Uicheon lived at Ryongtongsa in Kaesong for much of his life and was buried there, where his tomb can be found. He was a prolific author, scholar and Buddhist teacher who specialized in Huayan studies and the Avataṃsaka Sūtra, having studied in China with Huayan masters. He is also known for introducing the works of the Cheontae school to Korean Buddhism. He was also known by the title Daegak Guksa (大覺國師, "National Teacher Great Awakening ").

Uicheon's reputation eventually reached China, and he eventually was patronized by Chinese Emperor Zhezong. Uicheon and his party eventually visited the Song Dynasty capital and met with Emperor Zhezong. Subsequently, they visited several prominent monasteries such as Jingyuan Monastery (淨源寺) and Yanglian Monastery (懹璉寺), where they engaged in discussions with over 50 eminent monks. Uicheon made many connections with Chinese masters during this time, particularly with scholars of Huayan sect such as Jinshui Jingyuan (靜源, 1011-1088) with whom he continued to exchange letters after returning to Korea. Jingyuan also sent Uicheon Huayan texts.

Uicheon also visited the Liao dynasty, visiting various key sites and meeting with Liao monks. He even became a priest for Emperor Daozong of Liao before returning to Korea.

Back in Korea, Uicheon's reputation had continued to grow and he was warmly welcomed. King Seonjong recognized the importance of reviving Buddhism and invited Uicheon to assume the position of head monk at Heungwang Temple. He established a repository for the scriptures at Heungwang Temple and also collected scriptures from China and Japan. He published the "Collection of the Avataṃsaka Sūtra" (화엄소초), which consisted of more than 4,740 volumes.

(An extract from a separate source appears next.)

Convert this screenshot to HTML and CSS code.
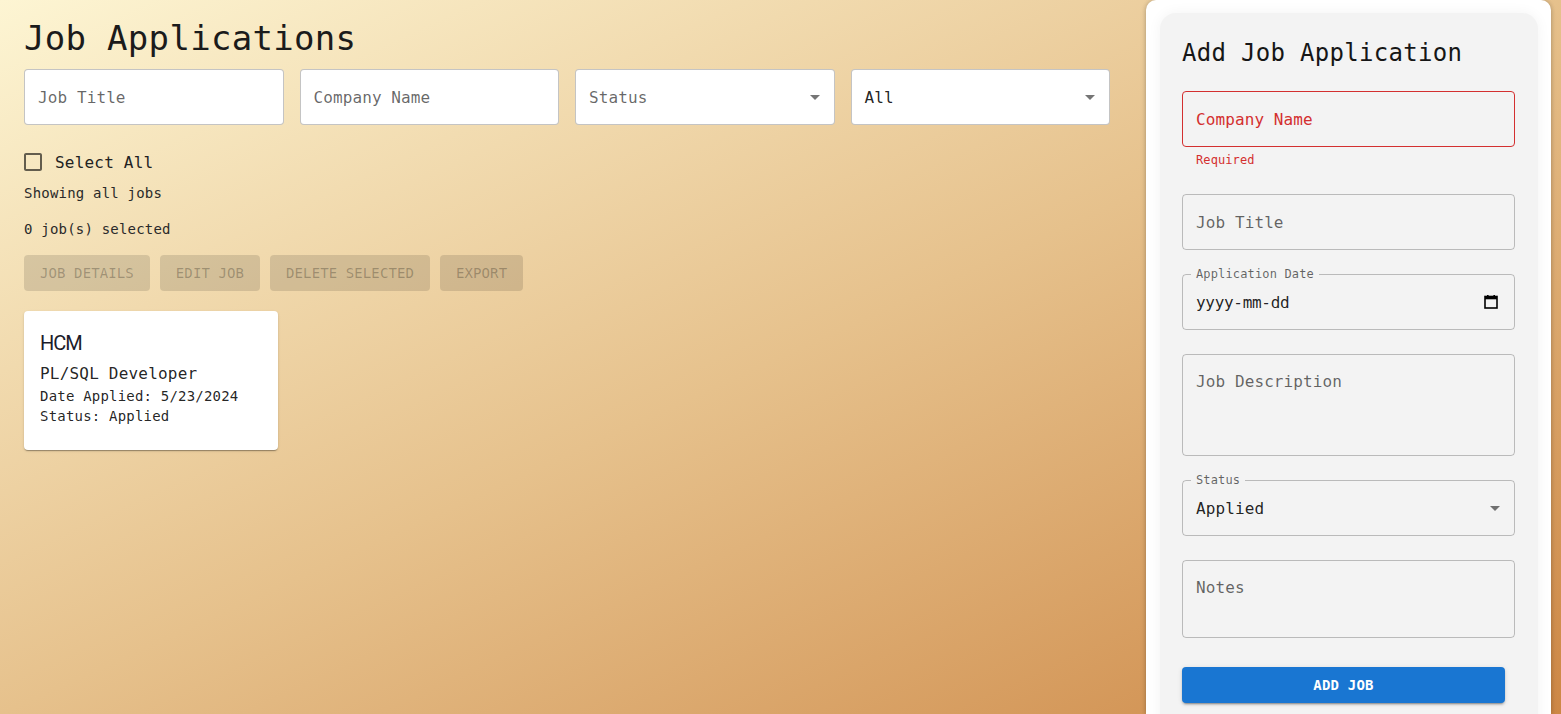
FILE: index.html
```html
<!DOCTYPE html>
<html lang="en">
<head>
<meta charset="utf-8">
<title>Job Applications</title>
<link rel="stylesheet" href="styles.css">
</head>
<body>
<div class="page">
  <main class="main">
    <h1 class="title">Job Applications</h1>
    <div class="filters">
      <div class="field white"><input class="inp" type="text" placeholder="Job Title"></div>
      <div class="field white"><input class="inp" type="text" placeholder="Company Name"></div>
      <div class="field white select"><span class="ph">Status</span>
        <svg class="arrow" viewBox="0 0 24 24"><path d="M7 10l5 5 5-5z"/></svg></div>
      <div class="field white select"><span class="val">All</span>
        <svg class="arrow" viewBox="0 0 24 24"><path d="M7 10l5 5 5-5z"/></svg></div>
    </div>

    <label class="check-row">
      <svg class="checkbox" viewBox="0 0 24 24"><path d="M19 5v14H5V5h14m0-2H5c-1.1 0-2 .9-2 2v14c0 1.1.9 2 2 2h14c1.1 0 2-.9 2-2V5c0-1.1-.9-2-2-2z"/></svg>
      <span>Select All</span>
    </label>
    <p class="info first">Showing all jobs</p>
    <p class="info second">0 job(s) selected</p>

    <div class="actions">
      <button class="btn-disabled" disabled>Job Details</button>
      <button class="btn-disabled" disabled>Edit Job</button>
      <button class="btn-disabled" disabled>Delete Selected</button>
      <button class="btn-disabled" disabled>Export</button>
    </div>

    <div class="cards">
      <div class="card">
        <div class="card-company">HCM</div>
        <div class="card-title">PL/SQL Developer</div>
        <div class="card-line">Date Applied: 5/23/2024</div>
        <div class="card-line">Status: Applied</div>
      </div>
    </div>
  </main>

  <aside class="side">
    <div class="side-inner">
      <h2 class="side-title">Add Job Application</h2>

      <div class="field error"><input class="inp" type="text" placeholder="Company Name"></div>
      <div class="helper">Required</div>

      <div class="field gap"><input class="inp" type="text" placeholder="Job Title"></div>

      <div class="field gap">
        <span class="notch">Application Date</span>
        <span class="val date">yyyy-mm-dd</span>
        <svg class="cal" viewBox="0 0 14 14"><rect x="1" y="1.5" width="12" height="11.5" fill="none" stroke="#000" stroke-width="1.6"/><rect x="1" y="1.5" width="12" height="2.8" fill="#000"/><rect x="3" y="0" width="1.6" height="2.5" fill="#000"/><rect x="9.4" y="0" width="1.6" height="2.5" fill="#000"/></svg>
      </div>

      <div class="field gap multi desc"><textarea class="ta" placeholder="Job Description"></textarea></div>

      <div class="field gap select">
        <span class="notch">Status</span>
        <span class="val">Applied</span>
        <svg class="arrow" viewBox="0 0 24 24"><path d="M7 10l5 5 5-5z"/></svg>
      </div>

      <div class="field gap multi notes"><textarea class="ta" placeholder="Notes"></textarea></div>

      <button class="btn-primary">Add Job</button>
    </div>
  </aside>
</div>
</body>
</html>
```

FILE: styles.css
```css
* { box-sizing: border-box; }

html, body {
  margin: 0;
  height: 100%;
  overflow: hidden;
}

body {
  font-family: "DejaVu Sans Mono", "Liberation Mono", monospace;
  color: rgba(0, 0, 0, 0.87);
  background: linear-gradient(to bottom right, #fdf5d3 0%, #e6c18c 50%, #cd8745 100%);
}

.page {
  display: flex;
  height: 100%;
}

.main {
  flex: 1;
  padding: 17px 36px 0 24px;
}

.title {
  margin: 0;
  font-size: 34px;
  line-height: 42px;
  font-weight: 400;
  letter-spacing: 0.3px;
  color: #1b1b1b;
}

.filters {
  margin-top: 10px;
  display: grid;
  grid-template-columns: repeat(4, 1fr);
  gap: 16px;
}

/* Outlined field */
.field {
  position: relative;
  height: 56px;
  border: 1px solid rgba(0, 0, 0, 0.23);
  border-radius: 4px;
  display: flex;
  align-items: center;
  padding: 0 13px;
  font-size: 16px;
}

.field.white { background: #fff; }

.inp, .ta {
  width: 100%;
  border: none;
  outline: none;
  background: transparent;
  font: inherit;
  font-size: 16px;
  color: rgba(0, 0, 0, 0.87);
  padding: 0;
  letter-spacing: 0.1px;
}

.inp::placeholder, .ta::placeholder {
  color: rgba(0, 0, 0, 0.6);
  opacity: 1;
}

.ta {
  resize: none;
  height: 100%;
  line-height: 24px;
  overflow: hidden;
}

.ph {
  flex: 1;
  color: rgba(0, 0, 0, 0.6);
  letter-spacing: 0.1px;
}

.val {
  flex: 1;
  color: rgba(0, 0, 0, 0.87);
  letter-spacing: 0.1px;
}

.arrow {
  width: 24px;
  height: 24px;
  fill: rgba(0, 0, 0, 0.54);
  margin-right: -6px;
}

.check-row {
  margin-top: 25px;
  height: 24px;
  display: flex;
  align-items: center;
  gap: 10px;
  font-size: 16px;
  letter-spacing: 0.2px;
  color: #222;
}

.checkbox {
  width: 24px;
  height: 24px;
  margin-left: -3px;
  fill: rgba(0, 0, 0, 0.6);
}

.info {
  margin: 0;
  font-size: 14px;
  line-height: 20px;
  letter-spacing: 0.2px;
  color: #2a2a2a;
}

.info.first { margin-top: 9px; }
.info.second { margin-top: 16px; }

.actions {
  margin-top: 16px;
  display: flex;
  gap: 10px;
}

.btn-disabled {
  height: 36px;
  padding: 0 16px;
  border: none;
  border-radius: 4px;
  background: rgba(0, 0, 0, 0.12);
  color: rgba(0, 0, 0, 0.26);
  font-family: inherit;
  font-size: 14px;
  font-weight: 500;
  letter-spacing: 0.1px;
  text-transform: uppercase;
}

.cards {
  margin-top: 20px;
  display: flex;
}

.card {
  width: 254px;
  background: #fff;
  border-radius: 4px;
  padding: 16px 16px 24px;
  box-shadow: 0 2px 1px -1px rgba(0, 0, 0, 0.2), 0 1px 1px 0 rgba(0, 0, 0, 0.14), 0 1px 3px 0 rgba(0, 0, 0, 0.12);
}

.card-company {
  font-family: Roboto, "Liberation Sans", sans-serif;
  font-size: 20px;
  line-height: 32px;
  letter-spacing: -1px;
  color: #1c1c2a;
}

.card-title {
  margin-top: 3px;
  font-size: 16px;
  line-height: 24px;
  letter-spacing: 0.2px;
}

.card-line {
  font-size: 14px;
  line-height: 20px;
  letter-spacing: 0.2px;
}

/* Right panel */
.side {
  width: 405px;
  margin-right: 10px;
  background: #fff;
  border-radius: 10px 10px 0 0;
  box-shadow: 0 0 4px rgba(0, 0, 0, 0.2), 0 2px 6px rgba(0, 0, 0, 0.1);
  padding: 13px 13px 0 14px;
}

.side-inner {
  background: #f3f3f3;
  border-radius: 16px;
  box-shadow: 0 0 14px rgba(0, 0, 0, 0.05);
  padding: 24px 23px 40px 22px;
  min-height: 760px;
}

.side-title {
  margin: 0 0 22px;
  font-size: 24px;
  line-height: 32px;
  font-weight: 400;
  letter-spacing: 0.3px;
  color: #161616;
}

.field.error {
  border-color: #d32f2f;
}

.field.error .inp::placeholder {
  color: #d32f2f;
}

.helper {
  margin: 3px 14px 0;
  font-size: 12px;
  line-height: 20px;
  letter-spacing: 0.1px;
  color: #d32f2f;
}

.field.gap { margin-top: 24px; }

.notch {
  position: absolute;
  top: -10px;
  left: 8px;
  padding: 0 5px;
  background: #f3f3f3;
  font-size: 12px;
  line-height: 18px;
  letter-spacing: 0.15px;
  color: rgba(0, 0, 0, 0.6);
}

.date {
  letter-spacing: -0.3px;
}

.cal {
  width: 14px;
  height: 14px;
  margin-right: 3px;
}

.field.multi {
  align-items: flex-start;
  padding-top: 15px;
  padding-bottom: 8px;
}

.field.desc { height: 102px; }
.field.notes { height: 78px; }

.btn-primary {
  margin-top: 29px;
  display: block;
  width: 323px;
  height: 36px;
  border: none;
  border-radius: 4px;
  background: #1976d2;
  color: #fff;
  font-family: inherit;
  font-size: 14px;
  font-weight: 700;
  letter-spacing: 0.2px;
  text-transform: uppercase;
  box-shadow: 0 3px 1px -2px rgba(0, 0, 0, 0.2), 0 2px 2px 0 rgba(0, 0, 0, 0.14), 0 1px 5px 0 rgba(0, 0, 0, 0.12);
}
```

From 1073 to 1090, Uicheon collected numerous Buddhist commentaries from Korea, China, the Khitan Empire and Japan, which were published as the "Goryeo Catalog of Sutras" (or "Goryeo Supplement to the Canon").

In his later life, Uicheon continued his long distance engagement with Song Dynasty scholars while also teaching Korean disciples. His legacy includes compilations such as "New Compilation of the Teachings of the Seon Sect" (신편제종교장총록), and "Songs and Trees of the Stone Garden" (석원사림), among others.